Sweating miles on the elliptical, I started reading Minister Faust’s The Alchemists of Kush with my IPod pumping Xavier Naidoo’s Alles Kann Besser Werden—Everything Can Get Better. I read the whole novel that way. It is quite a visionary mix of righteous, hip hop-inflected, speculative adventure. Apocalyptic devastation is already upon us—don’t need to wait for the future to bring us that. In The Alchemists of Kush, Minister Faust weaves together the stories of two Sudanese boys, "separated by seven thousand years and connected by immortal truth." After their fathers are murdered in brutal civil war, the two boys struggle toward adulthood in exile, refugees from their own spirits. Minister Faust defines adulthood/manhood as the Brothers working through devastation and stepping up to turn us all into Gold. In a break-open-your-mind plot, his “hip hop” is power to the people rhyme, coming in the nick of time, offering a way out of no way. Old school and new school, talking in every tongue, Minister Faust writes a fight the empire/define your humanity/dance your spirit/conjure your world/ hip hop epic. All that and a laugh out loud page turner too!
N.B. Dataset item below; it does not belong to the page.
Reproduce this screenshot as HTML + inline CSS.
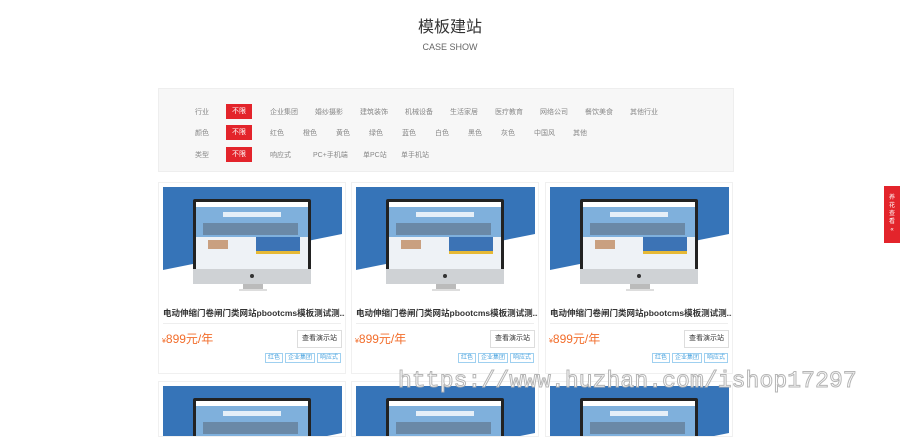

I enjoyed Minister Faust’s first book, The Coyote Kings of the Space Age Bachelor-Pad. The humor in his second book, From the Notebooks of Dr. Brain, missed my funny bone. But The Alchemists of Kush makes me want to gush. In the currently small community of speculative writers of color, a scary question comes up: can we afford to say the truth about one another? In The Alchemists of Kush, Minister Faust risks telling stories that threaten the empire-builders, that encourage us all to become agents of action. Such a novel demands a truthful response. I’ve been thinking we need prayers for right now. Advertizing jingles and gangsta rhymes split our souls, jangle our spirits a thousand times a day. Minister Faust is a technician of the scared, getting the geometry, the dance of our humanity into his words. Buy The Alchemists of Kush for yourself and a friend. Read it and then give it away. Give it away a lot.
If the book hits the Kindle Top 100 on launch day--June 15, 2011, Minister Faust will donate the first $500 of sales to the South Sudan Development Foundation's efforts to ship thousands of books (including the 300 he donated) to the Dr. John Garang Memorial University in South Sudan, which currently has no library.